A story filed by a Lehigh Valley Live sports reporter just after the match, which Northampton won, described it as “ugly” and “brutal.”
“Then, with 4:15 on the clock, Nazareth’s Ibraham Tounkara was given a red card for violent conduct,” wrote Kyle Craig in that story. “Tounkara appeared incensed at something that happened prior to the Blue Eagles taking a free kick, and needed to be restrained by his teammates.”
In the days following the game, that “something” became more clear.
Tounkara’s guardian, Edward Bachert, told Allentown’s Morning Call newspaper that the Northampton players chanted “Ebola!” during the game. According to Bachert, other Nazareth players told him that there were also racial slurs used.
Here is a tweet from the night of the game from a girl who identifies herself as Tounkara’s sister:
https://twitter.com/maddieeBaha/status/520404490684739585
On Monday, officials for both school districts confirmed that an investigation was underway, and that investigation reportedly concluded on Tuesday with two Northampton coaches resigning and players facing possible discipline.
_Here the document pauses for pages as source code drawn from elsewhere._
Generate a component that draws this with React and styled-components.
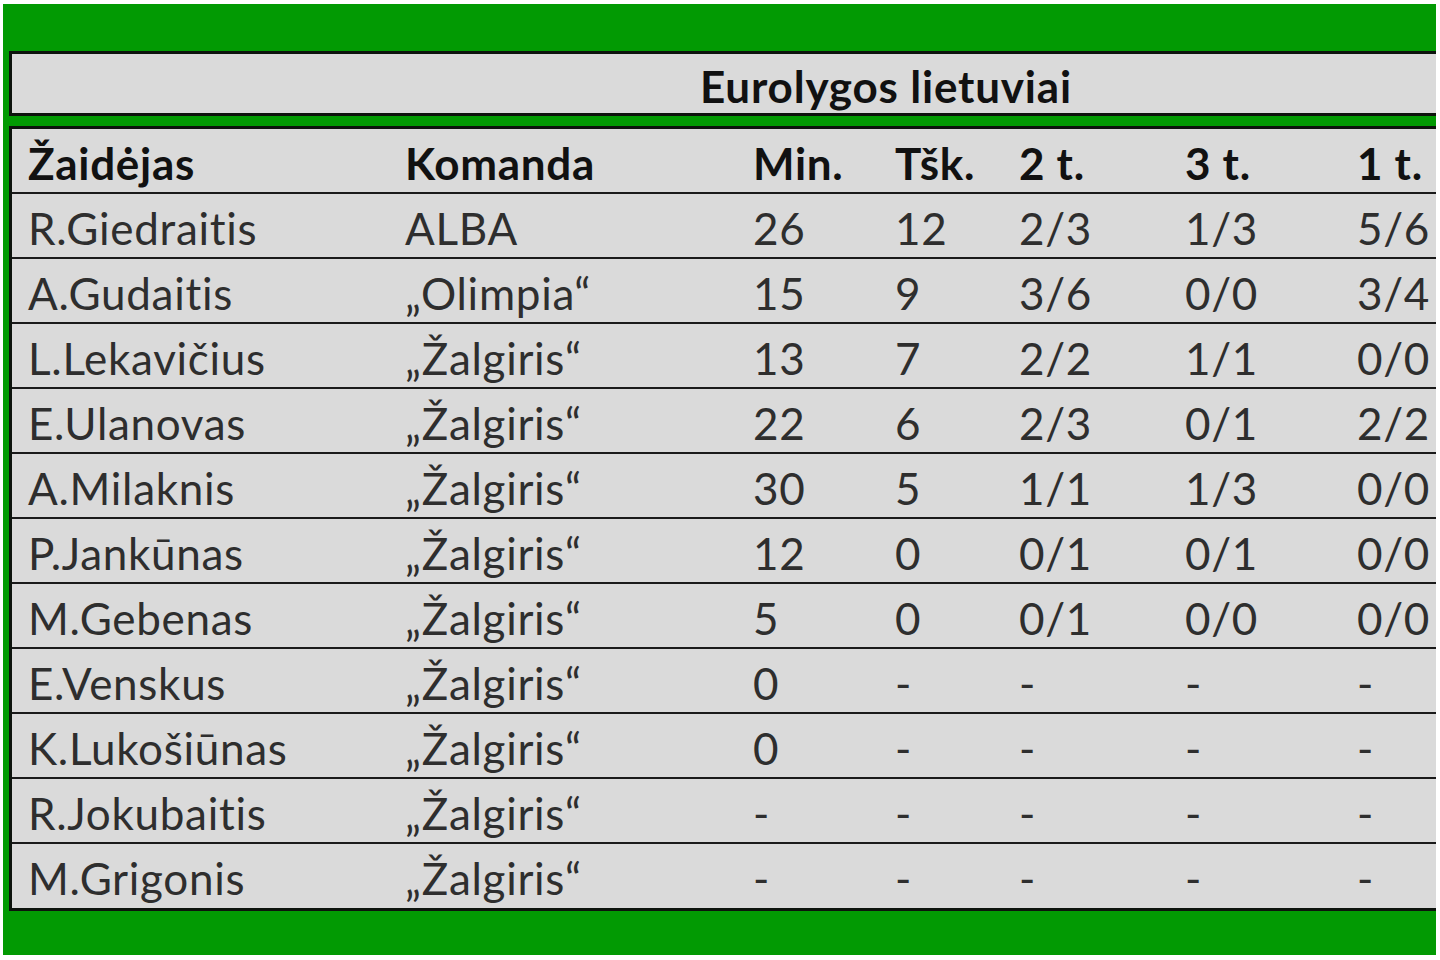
import React from "react";
import styled, { createGlobalStyle } from "styled-components";

const GlobalStyle = createGlobalStyle`
  html, body {
    margin: 0;
    padding: 0;
    background: #ffffff;
  }
  body {
    font-family: Lato, "Open Sans", "Liberation Sans", sans-serif;
  }
`;

const Frame = styled.div`
  box-sizing: border-box;
  margin: 4px 4px 0 3px;
  height: 951px;
  background-color: #029a03; /* green sheet background */
  padding: 47px 0 0 6px;
  overflow: hidden;
`;

const TitleBar = styled.div`
  box-sizing: border-box;
  height: 65px;
  background-color: #dadada;
  border: 3px solid #0d130d;
  border-right: none;
  display: flex;
  align-items: center;
  padding-left: 688px;
  padding-top: 4px;
  font-size: 44px;
  font-weight: 700;
  letter-spacing: 0.8px;
  color: #111;
`;

const Table = styled.div`
  margin-top: 10px;
  background-color: #dadada;
  border-top: 3px solid #0d130d;
  border-left: 3px solid #0d130d;
  border-bottom: 3px solid #0d130d;
`;

const Row = styled.div`
  display: grid;
  grid-template-columns: 377px 348px 142px 124px 166px 172px 1fr;
  align-items: center;
  padding-left: 16px;
  padding-top: 4px;
  box-sizing: border-box;
  border-bottom: ${(p) => (p.$last ? "none" : "2px solid #1a1a1a")};
  height: ${(p) => (p.$last ? "64px" : "65px")};
  font-size: 44px;
  letter-spacing: 0.7px;
  font-weight: ${(p) => (p.$head ? 700 : 400)};
  color: ${(p) => (p.$head ? "#111" : "#2e2e2e")};
`;

const Cell = styled.div`
  white-space: nowrap;
`;

const headers = ["Žaidėjas", "Komanda", "Min.", "Tšk.", "2 t.", "3 t.", "1 t."];

const players = [
  ["R.Giedraitis", "ALBA", "26", "12", "2/3", "1/3", "5/6"],
  ["A.Gudaitis", "„Olimpia“", "15", "9", "3/6", "0/0", "3/4"],
  ["L.Lekavičius", "„Žalgiris“", "13", "7", "2/2", "1/1", "0/0"],
  ["E.Ulanovas", "„Žalgiris“", "22", "6", "2/3", "0/1", "2/2"],
  ["A.Milaknis", "„Žalgiris“", "30", "5", "1/1", "1/3", "0/0"],
  ["P.Jankūnas", "„Žalgiris“", "12", "0", "0/1", "0/1", "0/0"],
  ["M.Gebenas", "„Žalgiris“", "5", "0", "0/1", "0/0", "0/0"],
  ["E.Venskus", "„Žalgiris“", "0", "-", "-", "-", "-"],
  ["K.Lukošiūnas", "„Žalgiris“", "0", "-", "-", "-", "-"],
  ["R.Jokubaitis", "„Žalgiris“", "-", "-", "-", "-", "-"],
  ["M.Grigonis", "„Žalgiris“", "-", "-", "-", "-", "-"],
];

export default function App() {
  return (
    <>
      <GlobalStyle />
      <Frame>
        <TitleBar>Eurolygos lietuviai</TitleBar>
        <Table>
          <Row $head>
            {headers.map((h) => (
              <Cell key={h}>{h}</Cell>
            ))}
          </Row>
          {players.map((p, i) => (
            <Row key={p[0]} $last={i === players.length - 1}>
              {p.map((v, j) => (
                <Cell key={j}>{v}</Cell>
              ))}
            </Row>
          ))}
        </Table>
      </Frame>
    </>
  );
}
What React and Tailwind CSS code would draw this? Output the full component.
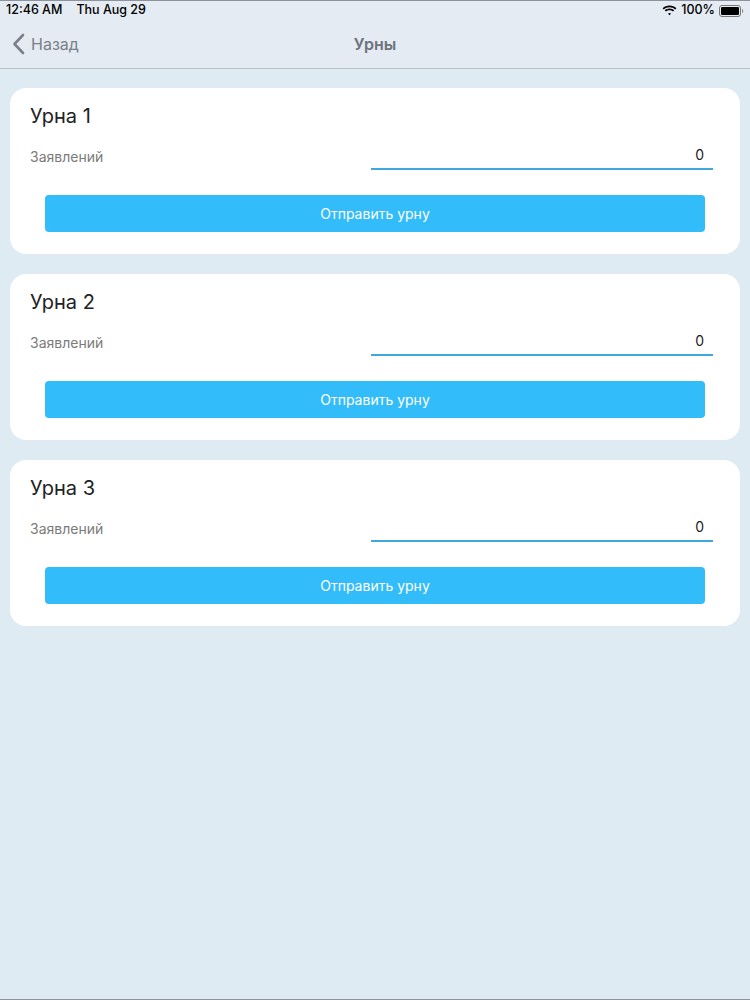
import React from "react";

function Wifi() {
  return (
    <svg width="15" height="11" viewBox="0 0 15 11" fill="#000">
      <path d="M7.5 2.2c2.2 0 4.2.85 5.7 2.25l1.2-1.25C12.6 1.45 10.2.4 7.5.4S2.4 1.45.6 3.2l1.2 1.25C3.3 3.05 5.3 2.2 7.5 2.2z" />
      <path d="M7.5 5.2c1.35 0 2.6.5 3.55 1.35l1.2-1.25C11 4.15 9.3 3.45 7.5 3.45S4 4.15 2.75 5.3l1.2 1.25C4.9 5.7 6.15 5.2 7.5 5.2z" />
      <path d="M7.5 8.1c.55 0 1.05.2 1.45.55L7.5 10.2 6.05 8.65c.4-.35.9-.55 1.45-.55z" />
    </svg>
  );
}

function Battery() {
  return (
    <svg width="25" height="12" viewBox="0 0 25 12">
      <rect x="0.5" y="0.5" width="21" height="11" rx="2.5" fill="none" stroke="#777" />
      <rect x="2" y="2" width="18" height="8" rx="1.2" fill="#000" />
      <path d="M23 4v4c.8-.3 1.2-1.1 1.2-2s-.4-1.7-1.2-2z" fill="#888" />
    </svg>
  );
}

function UrnCard({ n }) {
  return (
    <div className="bg-white rounded-[16px] pl-[20px] pr-[27px] pt-[16px] pb-[22px]">
      <div className="text-[20px] leading-[24px] text-[#222]">Урна {n}</div>
      <div className="flex items-end mt-[16px] h-[26px]">
        <div className="text-[14px] leading-[18px] text-[#7b7b7b] mb-[4px]">Заявлений</div>
        <div className="ml-auto w-[342px] h-[26px] border-b-2 border-[#3fa9dd] flex items-start justify-end pr-[9px] pt-[2px]">
          <span className="text-[14px] leading-[18px] text-[#222]">0</span>
        </div>
      </div>
      <button className="mt-[25px] ml-[15px] w-[660px] h-[37px] rounded-[4px] bg-[#33bcfa] text-white text-[14px] flex items-center justify-center">
        Отправить урну
      </button>
    </div>
  );
}

export default function App() {
  return (
    <div
      className="w-[750px] h-[1000px] bg-[#deebf3] flex flex-col border-t border-b border-[#8c939a] overflow-hidden"
      style={{ fontFamily: "Inter, Roboto, 'Noto Sans', sans-serif" }}
    >
      <div className="bg-[#e4ebf2] border-b border-[#b9bfc5]">
        <div className="h-[19px] flex items-center px-[6px] text-[12.5px] font-medium text-black">
          <span>12:46 AM</span>
          <span className="ml-[14px]">Thu Aug 29</span>
          <div className="ml-auto flex items-center gap-[4px]">
            <Wifi />
            <span>100%</span>
            <Battery />
          </div>
        </div>
        <div className="h-[48px] relative flex items-center">
          <div className="flex items-center pl-[12px] text-[#7a8089]">
            <svg width="13" height="22" viewBox="0 0 13 22" fill="none">
              <path d="M11 2L2.5 11 11 20" stroke="#7a8089" strokeWidth="2.6" strokeLinecap="round" strokeLinejoin="round" />
            </svg>
            <span className="ml-[6px] text-[16px]">Назад</span>
          </div>
          <div className="absolute left-0 right-0 text-center text-[16px] font-semibold text-[#6d737c] pointer-events-none">
            Урны
          </div>
        </div>
      </div>
      <div className="px-[10px] pt-[19px] flex flex-col gap-[20px]">
        <UrnCard n={1} />
        <UrnCard n={2} />
        <UrnCard n={3} />
      </div>
    </div>
  );
}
The Nazareth and Northampton superintendents did not immediately return a call seeking comment, but neither district has made the results of their investigation public.
Racial unrest is not exactly new to this area of the Lehigh Valley, which has a history of Ku Klux Klan and neo-Nazi activity. Last year, one Northampton resident circulated a petition to change the name of the Konkrete Kids, because he believed the team’s name was a nod to the KKK. But the district said no, that the name has its roots in the German language and in the region’s cement industry.